でも、もちろんその期待は裏切られました。
19日目
挫折。
まったく勉強の話をしないことに、挫折しました。
3週間まであと2日と迫っていたところだったので、残念ではあります。
ただ、今の正直な感想は、「こんなにしんどいことは、二度とやりたくない」です。
もちろん、「勉強の話をしない」ことの意義は感じています。しかし、「まったくしない」ことは現実的でないな、と実感しました。
わたしがなぜ挫折したのか…それは、「天の前で、気持ちをこらえていることがつらかった」からです。
天といるとき、自然のままにしゃべったり、笑ったりしたい。もちろん、親としての節度は守るけれども、勉強していない天に対して、「あれ?どうしたの?いつやるの?」とふつうに声をかけたり、「勉強はしたほうがいいよ。だってね…」と、自分の気持ちを素直に伝えたりしたい。もう、がまんしたくない…というのがいちばんだったように思います。
親子が共有する時間の中に、ごはんを食べることや遊んだりすることと同じように、「勉強」は自然に入っているものです。「勉強」だけを会話の中に登場させないのは、非常に不自然で、きゅう屈感があるのです。

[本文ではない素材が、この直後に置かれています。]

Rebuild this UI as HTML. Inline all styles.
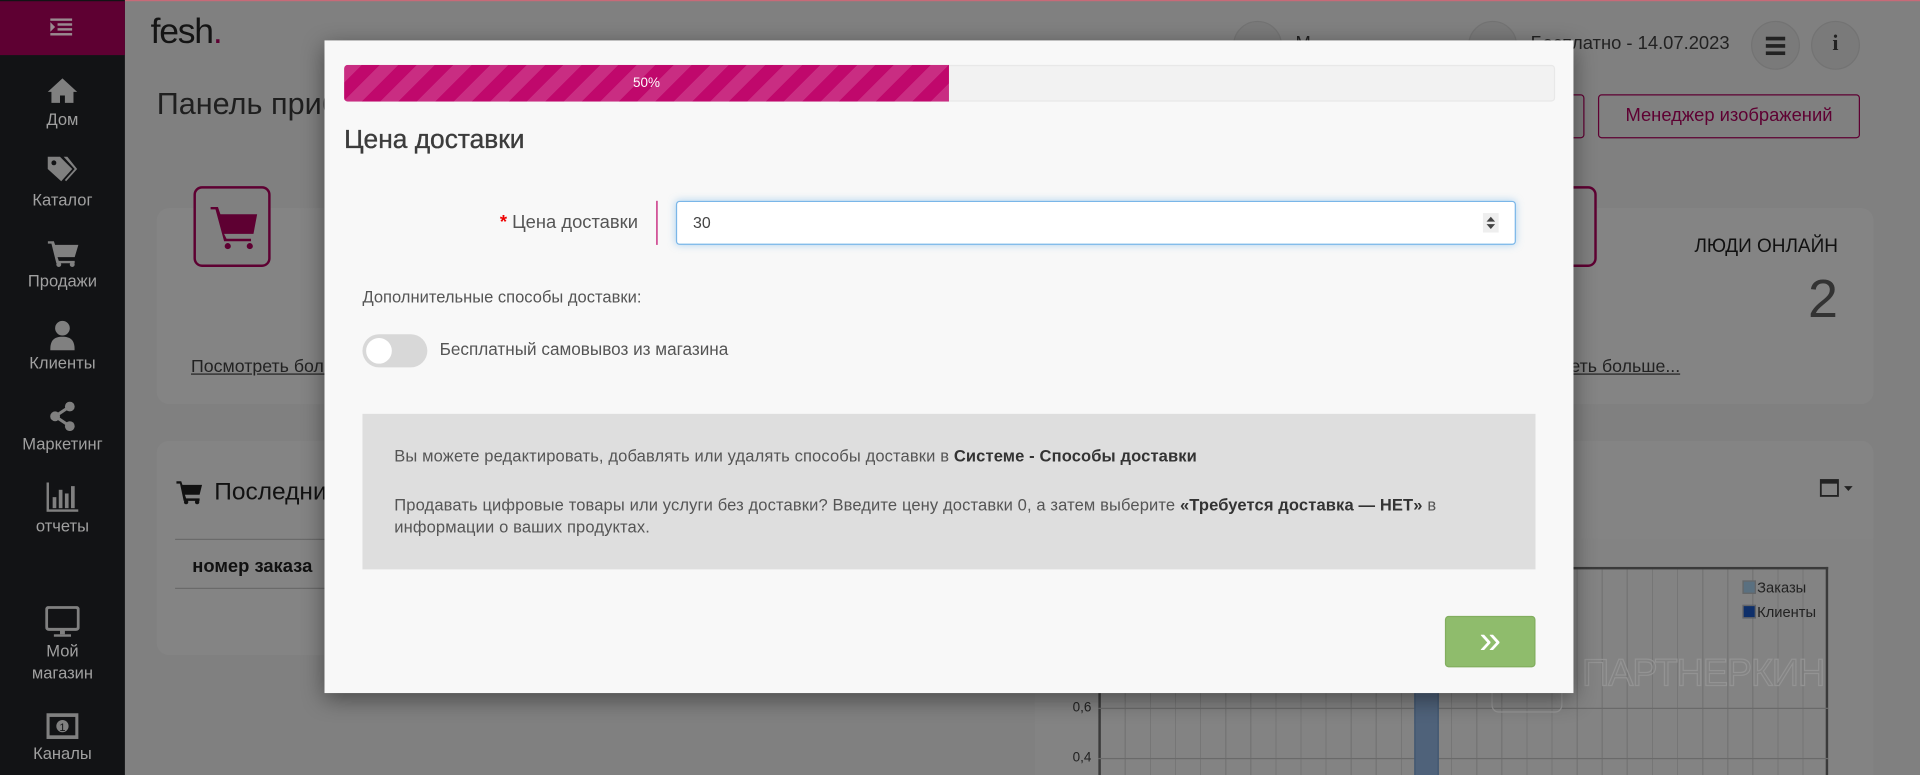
<!DOCTYPE html>
<html><head><meta charset="utf-8"><style>
*{box-sizing:border-box;margin:0;padding:0}
html,body{width:1920px;height:775px;overflow:hidden;background:#808080}
#w{position:absolute;left:0;top:0;width:1568px;height:633px;transform:scale(1.22449);transform-origin:0 0;font-family:"Liberation Sans","DejaVu Sans",sans-serif;color:#1a1a1a;background:#808080;overflow:hidden}
.a{position:absolute}
.sb{left:0;top:0;width:102px;height:633px;background:#121315}
.si{position:absolute;left:0;width:102px;text-align:center;color:#a0a0a0;font-size:13.5px;line-height:18px}
.card{background:#848484;border-radius:10px}
.circ{width:40px;height:40px;border-radius:50%;background:#7a7a7a;border:1px solid #737373}
.modal{left:265px;top:33px;width:1020px;height:533px;background:#f8f8f8;box-shadow:0 5px 18px rgba(0,0,0,.45)}
</style></head><body><div id="w">
<div class="a" style="left:0;top:0;width:1568px;height:1px;background:#c86a78"></div>
<div class="a sb"></div>
<div class="a" style="left:0;top:1px;width:102px;height:44px;background:#5e0032"></div>
<svg class="a" style="left:41px;top:15px" width="18" height="14"><g fill="#9a8a90"><rect x="0" y="0" width="18" height="2"/><rect x="6" y="4" width="12" height="2"/><rect x="6" y="8" width="12" height="2"/><rect x="0" y="12" width="18" height="2"/><path d="M0 3l4 4-4 4z"/></g></svg>
<svg class="a" style="left:38px;top:63px" width="26" height="22"><path d="M13 1L1 12h3v9h7v-6h4v6h7v-9h3z" fill="#808080"/></svg>
<div class="si" style="top:89px">Дом</div>
<svg class="a" style="left:38px;top:127px" width="26" height="24"><path d="M1 1h10l10 10-9 10L1 11z M14 1h3l8 10-9 10-1-1 8-9z" fill="#808080"/><circle cx="6" cy="6" r="2" fill="#121315"/></svg>
<div class="si" style="top:155px">Каталог</div>
<svg class="a" style="left:39px;top:196px" width="26" height="22"><path d="M0 1h5l1 3h19l-3 10H8l1 3h13v2H7L3 3H0z" fill="#808080"/><circle cx="9" cy="20" r="2" fill="#808080"/><circle cx="20" cy="20" r="2" fill="#808080"/></svg>
<div class="si" style="top:221px">Продажи</div>
<svg class="a" style="left:41px;top:261px" width="20" height="26"><circle cx="10" cy="7" r="6" fill="#808080"/><path d="M0 25c0-8 3-11 10-11s10 3 10 11z" fill="#808080"/></svg>
<div class="si" style="top:288px">Клиенты</div>
<svg class="a" style="left:40px;top:328px" width="22" height="24"><circle cx="17" cy="4" r="4" fill="#808080"/><circle cx="5" cy="12" r="4" fill="#808080"/><circle cx="17" cy="20" r="4" fill="#808080"/><path d="M5 12L17 4M5 12l12 8" stroke="#808080" stroke-width="2.5"/></svg>
<div class="si" style="top:354px">Маркетинг</div>
<svg class="a" style="left:38px;top:394px" width="26" height="24"><path d="M1 0v23h25" stroke="#808080" stroke-width="2" fill="none"/><rect x="5" y="12" width="3" height="9" fill="#808080"/><rect x="10" y="6" width="3" height="15" fill="#808080"/><rect x="15" y="9" width="3" height="12" fill="#808080"/><rect x="20" y="3" width="3" height="18" fill="#808080"/></svg>
<div class="si" style="top:421px">отчеты</div>
<svg class="a" style="left:37px;top:495px" width="28" height="26"><rect x="1" y="1" width="26" height="18" rx="2" stroke="#808080" stroke-width="2.5" fill="none"/><rect x="12" y="19" width="4" height="4" fill="#808080"/><rect x="7" y="23" width="14" height="2" fill="#808080"/></svg>
<div class="si" style="top:523px">Мой<br>магазин</div>
<svg class="a" style="left:38px;top:582px" width="26" height="22"><rect x="1" y="2" width="24" height="18" stroke="#808080" stroke-width="3" fill="none"/><circle cx="13" cy="11" r="5" fill="#808080"/><text x="13" y="15" font-size="9" text-anchor="middle" fill="#121315" font-family="Liberation Sans">1</text></svg>
<div class="si" style="top:607px">Каналы</div>

<div class="a" style="left:123px;top:10px;font-size:29px;letter-spacing:-1px;color:#141414">fesh<span style="color:#5e0032">.</span></div>
<div class="a" style="left:128px;top:71px;font-size:25px;color:#1f1f1f">Панель приборов</div>
<div class="a circ" style="left:1007px;top:17px"></div>
<div class="a" style="left:1058px;top:27px;font-size:15px;color:#222">М</div>
<div class="a circ" style="left:1199px;top:17px"></div>
<div class="a" style="left:1250px;top:27px;font-size:15px;color:#222">Бесплатно - 14.07.2023</div>
<div class="a circ" style="left:1430px;top:17px"></div>
<svg class="a" style="left:1442px;top:29px" width="16" height="16"><rect y="1" width="16" height="3" fill="#222"/><rect y="7" width="16" height="3" fill="#222"/><rect y="13" width="16" height="3" fill="#222"/></svg>
<div class="a circ" style="left:1479px;top:17px"></div>
<div class="a" style="left:1479px;top:25px;width:40px;text-align:center;font:bold 18px 'Liberation Serif',serif;color:#222">i</div>
<div class="a" style="left:1200px;top:77px;width:94px;height:36px;border:1px solid #5e0032;border-radius:3px"></div>
<div class="a" style="left:1305px;top:77px;width:214px;height:36px;border:1px solid #5e0032;border-radius:3px;color:#5e0032;font-size:15px;text-align:center;line-height:34px">Менеджер изображений</div>

<div class="a card" style="left:128px;top:170px;width:1402px;height:160px"></div>
<div class="a" style="left:158px;top:152px;width:63px;height:66px;border:2px solid #5e0032;border-radius:7px;background:#808080"></div>
<svg class="a" style="left:171px;top:167px" width="40" height="38"><path d="M1 2h6l2 6h30l-3 16H12l2 4h20v2H12L5 4H1z" fill="#5e0032"/><circle cx="15" cy="34" r="2.5" fill="#5e0032"/><circle cx="33" cy="34" r="2.5" fill="#5e0032"/></svg>
<div class="a" style="left:1240px;top:152px;width:64px;height:66px;border:2px solid #5e0032;border-radius:7px;background:#808080"></div>
<div class="a" style="left:1300px;top:193px;width:201px;text-align:right;font-size:15.5px;color:#111">ЛЮДИ ОНЛАЙН</div>
<div class="a" style="left:1400px;top:220px;width:101px;text-align:right;font-size:44px;color:#333">2</div>
<div class="a" style="left:156px;top:292px;font-size:14.5px;color:#222;text-decoration:underline">Посмотреть больше...</div>
<div class="a" style="left:1260px;top:292px;font-size:14.5px;color:#222;text-decoration:underline">отреть больше...</div>

<div class="a card" style="left:128px;top:360px;width:1402px;height:175px"></div>
<svg class="a" style="left:144px;top:392px" width="22" height="20"><path d="M0 1h4l1 3h16l-2 8H7l1 3h11v2H6L3 3H0z" fill="#111"/><circle cx="8" cy="18" r="1.8" fill="#111"/><circle cx="17" cy="18" r="1.8" fill="#111"/></svg>
<div class="a" style="left:175px;top:391px;font-size:20px;color:#111">Последние заказы</div>
<div class="a" style="left:143px;top:440px;width:300px;height:1px;background:#6a6a6a"></div>
<div class="a" style="left:157px;top:454px;font-size:15px;font-weight:bold;color:#111">номер заказа</div>
<div class="a" style="left:143px;top:480px;width:300px;height:1px;background:#6a6a6a"></div>
<svg class="a" style="left:1486px;top:390px" width="30" height="16"><rect x="1" y="2" width="14" height="13" fill="none" stroke="#222" stroke-width="1.5"/><rect x="1" y="2" width="14" height="3" fill="#222"/><path d="M20 7h7l-3.5 4z" fill="#222"/></svg>
<div class="a" style="left:845px;top:440px;width:685px;height:193px;background:#838383"></div>
<div class="a" style="left:897px;top:463px;width:596px;height:175px;border:2px solid #3a3a3a;border-bottom:none;background:repeating-linear-gradient(90deg,transparent 0,transparent 19.5px,#767676 19.5px,#767676 20.5px)"></div>
<div class="a" style="left:897px;top:578px;width:596px;height:1px;background:#6a6a6a"></div>
<div class="a" style="left:897px;top:619px;width:596px;height:1px;background:#6a6a6a"></div>
<div class="a" style="left:1155px;top:560px;width:20px;height:80px;background:#4f627a;border:1px solid #3f5570"></div>
<div class="a" style="left:876px;top:572px;font-size:11px;color:#222">0,6</div>
<div class="a" style="left:876px;top:613px;font-size:11px;color:#222">0,4</div>
<div class="a" style="left:1423px;top:474px;width:11px;height:11px;background:#5a7080;border:1px solid #666"></div>
<div class="a" style="left:1435px;top:473px;font-size:12px;color:#222">Заказы</div>
<div class="a" style="left:1423px;top:494px;width:11px;height:11px;background:#0e2f6a;border:1px solid #666"></div>
<div class="a" style="left:1435px;top:493px;font-size:12px;color:#222">Клиенты</div>
<div class="a" style="left:1292px;top:532px;font-size:31px;color:transparent;-webkit-text-stroke:1px #939393;letter-spacing:-1px">ПАРТНЕРКИН</div>
<div class="a" style="left:1218px;top:522px;width:58px;height:60px;border:1.5px solid #959595;border-radius:6px"></div>

<div class="a modal"></div>
<div class="a" style="left:281px;top:53px;width:989px;height:30px;background:#f2f2f2;border:1px solid #e8e8e8;border-radius:3px"></div>
<div class="a" style="left:281px;top:53px;width:494px;height:30px;border-radius:3px 0 0 3px;background:#c0086c repeating-linear-gradient(-45deg,rgba(255,255,255,.15) 0,rgba(255,255,255,.15) 10.6px,transparent 10.6px,transparent 21.2px);color:#fff;font-size:11px;text-align:center;line-height:30px">50%</div>
<div class="a" style="left:281px;top:102px;font-size:21.5px;color:#3c3c3c;-webkit-text-stroke:0.3px #3c3c3c">Цена доставки</div>
<div class="a" style="left:300px;top:173px;width:221px;text-align:right;font-size:15px;color:#555"><span style="color:#e00;font-weight:bold">*</span> Цена доставки</div>
<div class="a" style="left:536px;top:164px;width:1px;height:36px;background:#c0086c"></div>
<div class="a" style="left:552px;top:164px;width:686px;height:36px;background:#fff;border:1px solid #7ab6e8;border-radius:3px;box-shadow:0 0 6px rgba(102,175,233,.5);font-size:13px;color:#444;padding-left:13px;line-height:34px">30</div>
<svg class="a" style="left:1211px;top:174px" width="13" height="16"><rect width="13" height="16" fill="#eee"/><path d="M6.5 3l3.5 4H3z M6.5 13l3.5-4H3z" fill="#444"/></svg>
<div class="a" style="left:296px;top:235px;font-size:13.5px;color:#555">Дополнительные способы доставки:</div>
<div class="a" style="left:296px;top:273px;width:53px;height:27px;border-radius:14px;background:#d8d8d8"></div>
<div class="a" style="left:299px;top:276px;width:21px;height:21px;border-radius:50%;background:#fff"></div>
<div class="a" style="left:359px;top:277px;font-size:14px;color:#555">Бесплатный самовывоз из магазина</div>
<div class="a" style="left:296px;top:338px;width:958px;height:127px;background:#dedede"></div>
<div class="a" style="left:322px;top:364px;font-size:13.5px;color:#555;line-height:18px;width:900px;letter-spacing:0.1px">Вы можете редактировать, добавлять или удалять способы доставки в <b style="color:#333">Системе - Способы доставки</b><br><div style="height:22px"></div>Продавать цифровые товары или услуги без доставки? Введите цену доставки 0, а затем выберите <b style="color:#333">«Требуется доставка — НЕТ»</b> в информации о ваших продуктах.</div>
<div class="a" style="left:1180px;top:503px;width:74px;height:42px;background:#8fbc6c;border:1px solid #82ae5f;border-radius:3px;color:#fff;font-size:32px;text-align:center;line-height:36px">»</div>
</div></body></html>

親子関係が悪くならない程度には、勉強の話をしてかまわないのではないか…それが親子のコミュニケ―ションではないか。そして、その程度は、親子によっていろいろだと思うのです。
わたしなりに、天とのあいだで「よい加減」を探っていこう、と考えています。
ただひとつ残念なのは、天にとって「勉強の話をしない」ことが本当に効果的なのかどうか、確かめることができなかったことです。「18日間トライアル」では「勉強するようにはならなかった」とはいえるわけですが、この日数で結論づけるのは少し乱暴なような気がします。
先のことを考えると、本気で確認しておきたいことではありますから、自分の気持ちを整えて、今のしんどさを忘れたころにまたいちど、チャレンジしたいと考えています。
今回は、まったくうまくいかなかったわたしの挑戦について、お伝えしました。
最後までおつきあいいただき、ありがとうございました。